Are idiom morphisms monad morphisms?

During the last Algebra of Programming meeting we were talking about idioms (applicative functors), monads, traversals, and such. At one moment a definition of idiom morphism appeared on the whiteboard, which is a function (a brave person might even say `natural transformation’) of type (for applicative M and N)

f :: M a -> N a

which respects the following:

f . pure = pure
f (mf <*> mx) = f mf <*> f mx

I was wondering: Sometimes it is the case that homomorphisms of simpler algebraic structures (for example, monoids) are authomatically homomorphisms of more complicated structures (for example, groups).

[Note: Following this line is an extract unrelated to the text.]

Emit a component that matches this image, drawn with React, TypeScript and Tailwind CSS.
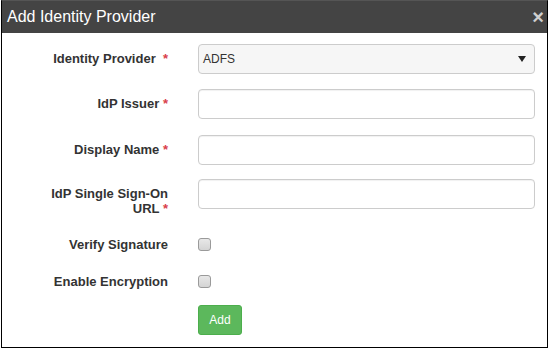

Indeed, given two groups $\mathbf M = \langle M, 0, +, - \rangle$ and $\mathbf N = \langle N, 1, *, ^{-1} \rangle$ , and a function $\varphi : M \rightarrow N$ which is a monoid homomorphism (that is $\varphi(0) = 1$ , and $\varphi(m_1 + m_2) = \varphi(m_1) * \varphi(m_2)$ ), one can prove that $\varphi$ is also a group homomorphism (that is, it additionally preserves inverses: $\varphi(-m) = \varphi(m)^{-1}$ ). Furthermore, monads give rise to applicative functors (via pure = return and (<*>) = ap). Of course, there is a notion of monad morphism, which is a function (for monads M and N)

f :: M a -> N a

subject to:

f . return = return
f (m >>= k) = f m >>= f . k

So maybe being an idiom morphism is sufficient to be a monad morphism?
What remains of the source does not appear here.